Se não bastassem tais descalabros dirigidos aos adolescentes que, por seu malfadado destino, são obrigados a habitar os referidos cárceres, a humilhação não pára aí, pois atingem também seus familiares, que são obrigados a se desnudarem por completo quando da visitação dos jovens nas unidades, inclusive adolescentes, crianças e até bebês, que são obrigados a retirar suas fraldas, e colocar fralda fornecida pela unidade, constrangimento justificado por um único aspecto: questão de segurança. Não há como entender o sucesso de um Estado que não resolve uma “questão de segurança” de outra forma senão a de submeter os familiares de adolescentes internados ao desnudamento completo e ao posterior agachamento a fim de que sejam averiguados seus órgãos genitais.
Se nos reservarmos especialmente à São Paulo, nos deparamos com uma instituição que caminha a passos tímidos para a real implementação do ECA.

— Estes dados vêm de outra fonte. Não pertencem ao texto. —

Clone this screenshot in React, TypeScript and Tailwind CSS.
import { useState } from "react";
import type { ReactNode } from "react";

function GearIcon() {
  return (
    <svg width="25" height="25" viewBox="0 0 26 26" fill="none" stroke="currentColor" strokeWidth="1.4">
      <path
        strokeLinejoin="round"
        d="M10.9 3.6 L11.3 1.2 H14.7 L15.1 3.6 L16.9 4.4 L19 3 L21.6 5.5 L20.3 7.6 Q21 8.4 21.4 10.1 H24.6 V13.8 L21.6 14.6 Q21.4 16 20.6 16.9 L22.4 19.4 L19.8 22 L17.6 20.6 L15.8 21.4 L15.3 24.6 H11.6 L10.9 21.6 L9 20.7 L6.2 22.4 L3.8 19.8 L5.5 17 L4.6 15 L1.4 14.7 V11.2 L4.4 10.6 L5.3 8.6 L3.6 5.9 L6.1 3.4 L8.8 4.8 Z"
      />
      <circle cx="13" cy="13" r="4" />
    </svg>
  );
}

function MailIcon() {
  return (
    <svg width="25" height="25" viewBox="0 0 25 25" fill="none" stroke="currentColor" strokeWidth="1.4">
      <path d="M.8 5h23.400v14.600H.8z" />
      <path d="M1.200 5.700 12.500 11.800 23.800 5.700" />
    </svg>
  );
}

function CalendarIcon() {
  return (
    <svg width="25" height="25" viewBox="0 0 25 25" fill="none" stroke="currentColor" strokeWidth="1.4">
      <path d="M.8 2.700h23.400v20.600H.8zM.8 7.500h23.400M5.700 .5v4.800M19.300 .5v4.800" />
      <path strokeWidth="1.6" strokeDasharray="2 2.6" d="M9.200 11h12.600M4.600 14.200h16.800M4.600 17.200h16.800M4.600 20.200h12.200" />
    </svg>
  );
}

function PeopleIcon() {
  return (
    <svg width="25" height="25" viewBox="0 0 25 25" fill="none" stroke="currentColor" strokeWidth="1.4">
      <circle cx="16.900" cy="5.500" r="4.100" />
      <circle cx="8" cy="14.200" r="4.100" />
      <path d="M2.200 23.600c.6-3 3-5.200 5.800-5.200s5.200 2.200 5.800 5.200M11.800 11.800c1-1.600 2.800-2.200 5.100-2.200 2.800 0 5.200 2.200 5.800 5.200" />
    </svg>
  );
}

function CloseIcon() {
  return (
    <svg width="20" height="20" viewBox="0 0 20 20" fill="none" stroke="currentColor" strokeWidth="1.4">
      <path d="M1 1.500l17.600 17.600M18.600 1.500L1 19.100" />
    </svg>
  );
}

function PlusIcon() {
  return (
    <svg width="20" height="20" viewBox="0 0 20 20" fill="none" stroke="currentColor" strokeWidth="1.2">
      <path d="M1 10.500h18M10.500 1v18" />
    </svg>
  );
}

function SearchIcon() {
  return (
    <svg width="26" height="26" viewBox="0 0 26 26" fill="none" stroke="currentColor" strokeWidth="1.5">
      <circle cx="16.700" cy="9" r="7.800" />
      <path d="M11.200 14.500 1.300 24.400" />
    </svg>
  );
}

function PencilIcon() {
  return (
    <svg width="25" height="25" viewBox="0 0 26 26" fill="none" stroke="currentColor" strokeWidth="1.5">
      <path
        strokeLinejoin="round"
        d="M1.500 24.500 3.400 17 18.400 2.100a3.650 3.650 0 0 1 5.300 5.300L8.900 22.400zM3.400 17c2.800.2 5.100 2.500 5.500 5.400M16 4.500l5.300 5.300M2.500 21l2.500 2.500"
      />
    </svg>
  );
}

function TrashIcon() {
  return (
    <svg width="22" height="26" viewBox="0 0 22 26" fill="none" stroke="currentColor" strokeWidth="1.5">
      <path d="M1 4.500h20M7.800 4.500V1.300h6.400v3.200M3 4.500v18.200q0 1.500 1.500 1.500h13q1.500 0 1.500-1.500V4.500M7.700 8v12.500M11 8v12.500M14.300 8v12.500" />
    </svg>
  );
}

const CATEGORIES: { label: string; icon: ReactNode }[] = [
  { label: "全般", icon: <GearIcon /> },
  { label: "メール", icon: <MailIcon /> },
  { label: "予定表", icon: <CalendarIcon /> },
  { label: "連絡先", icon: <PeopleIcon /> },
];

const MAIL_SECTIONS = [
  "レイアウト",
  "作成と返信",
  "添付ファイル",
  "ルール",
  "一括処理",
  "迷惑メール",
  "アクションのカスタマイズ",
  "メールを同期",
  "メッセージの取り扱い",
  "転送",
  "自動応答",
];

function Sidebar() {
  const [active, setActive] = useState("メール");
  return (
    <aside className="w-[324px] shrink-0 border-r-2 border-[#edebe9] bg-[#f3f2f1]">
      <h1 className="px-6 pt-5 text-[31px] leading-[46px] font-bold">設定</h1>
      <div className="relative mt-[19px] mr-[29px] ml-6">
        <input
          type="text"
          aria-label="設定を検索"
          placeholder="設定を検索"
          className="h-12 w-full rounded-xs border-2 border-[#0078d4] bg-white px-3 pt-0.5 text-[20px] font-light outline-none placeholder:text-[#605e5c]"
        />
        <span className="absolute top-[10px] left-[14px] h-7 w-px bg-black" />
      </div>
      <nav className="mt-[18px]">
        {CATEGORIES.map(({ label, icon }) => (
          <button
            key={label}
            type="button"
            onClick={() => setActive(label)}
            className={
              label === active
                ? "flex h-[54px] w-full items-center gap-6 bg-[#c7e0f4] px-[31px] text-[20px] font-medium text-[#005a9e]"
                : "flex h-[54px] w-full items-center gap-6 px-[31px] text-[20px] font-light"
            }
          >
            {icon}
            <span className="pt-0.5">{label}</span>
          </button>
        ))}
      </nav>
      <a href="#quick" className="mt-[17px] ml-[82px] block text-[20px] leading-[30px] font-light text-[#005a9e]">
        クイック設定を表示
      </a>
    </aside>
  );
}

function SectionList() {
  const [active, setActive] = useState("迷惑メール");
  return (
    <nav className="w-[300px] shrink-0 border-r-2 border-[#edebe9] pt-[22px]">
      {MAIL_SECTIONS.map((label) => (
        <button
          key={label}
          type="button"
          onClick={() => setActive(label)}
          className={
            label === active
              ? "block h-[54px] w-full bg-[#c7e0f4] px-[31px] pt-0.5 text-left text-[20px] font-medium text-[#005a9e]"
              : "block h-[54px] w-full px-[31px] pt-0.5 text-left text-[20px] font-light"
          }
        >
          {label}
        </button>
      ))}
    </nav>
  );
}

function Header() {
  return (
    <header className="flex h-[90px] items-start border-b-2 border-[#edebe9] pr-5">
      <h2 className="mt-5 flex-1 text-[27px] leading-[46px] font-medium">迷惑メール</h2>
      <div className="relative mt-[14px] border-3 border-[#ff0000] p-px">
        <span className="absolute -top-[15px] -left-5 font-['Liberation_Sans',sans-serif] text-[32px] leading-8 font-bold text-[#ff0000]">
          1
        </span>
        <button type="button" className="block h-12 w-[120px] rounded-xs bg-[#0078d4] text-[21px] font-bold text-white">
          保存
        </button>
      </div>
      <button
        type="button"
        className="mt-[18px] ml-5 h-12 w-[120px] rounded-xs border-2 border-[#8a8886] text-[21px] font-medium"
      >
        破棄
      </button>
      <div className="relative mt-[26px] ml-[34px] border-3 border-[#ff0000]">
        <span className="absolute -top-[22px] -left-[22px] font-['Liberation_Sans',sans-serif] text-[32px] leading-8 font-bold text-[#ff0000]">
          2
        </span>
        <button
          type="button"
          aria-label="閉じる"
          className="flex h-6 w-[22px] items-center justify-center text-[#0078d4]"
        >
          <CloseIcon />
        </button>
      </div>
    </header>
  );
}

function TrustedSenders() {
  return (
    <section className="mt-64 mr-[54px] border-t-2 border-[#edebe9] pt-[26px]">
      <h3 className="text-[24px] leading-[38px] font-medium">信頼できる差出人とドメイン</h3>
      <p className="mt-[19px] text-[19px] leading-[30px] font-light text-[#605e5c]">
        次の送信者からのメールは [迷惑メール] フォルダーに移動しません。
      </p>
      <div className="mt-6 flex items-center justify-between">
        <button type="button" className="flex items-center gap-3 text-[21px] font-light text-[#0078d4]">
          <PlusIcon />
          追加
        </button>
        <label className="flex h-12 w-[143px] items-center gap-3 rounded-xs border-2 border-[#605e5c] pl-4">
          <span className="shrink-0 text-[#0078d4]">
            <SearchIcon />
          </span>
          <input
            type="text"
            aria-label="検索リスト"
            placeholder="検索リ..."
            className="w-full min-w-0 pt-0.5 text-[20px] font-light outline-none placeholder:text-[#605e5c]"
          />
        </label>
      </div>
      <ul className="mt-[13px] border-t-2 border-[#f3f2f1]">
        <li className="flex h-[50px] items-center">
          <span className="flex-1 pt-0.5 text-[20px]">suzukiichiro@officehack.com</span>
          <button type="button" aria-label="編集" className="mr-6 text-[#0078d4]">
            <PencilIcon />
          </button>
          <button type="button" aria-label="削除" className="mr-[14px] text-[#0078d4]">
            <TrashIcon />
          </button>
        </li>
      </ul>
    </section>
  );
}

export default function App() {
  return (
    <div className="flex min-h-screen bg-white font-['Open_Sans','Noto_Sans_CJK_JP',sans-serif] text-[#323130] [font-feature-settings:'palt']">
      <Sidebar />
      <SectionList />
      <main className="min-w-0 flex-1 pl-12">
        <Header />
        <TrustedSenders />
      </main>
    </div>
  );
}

A instituição tão conhecida por suas arbitrariedades e atrocidades cometidas em desfavor dos adolescentes internados, que por longa data se tornou conhecida pela denominação de “FEBEM”, que ironicamente se traduz por “Fundação do Bem Estar do Menor”, recentemente, mais especificamente em 21 de dezembro de 2006, alterou de nome para “Fundação CASA – Fundação Centro de Atendimento Sócio Educativo ao Adolescente”, por conta do Projeto de Lei n° 694, de autoria do Sr. Governador, que, aprovado pela Assembléia Legislativa do Estado, apesar de tardiamente modificar o nome, restou mantido em todo o texto a denominação anterior.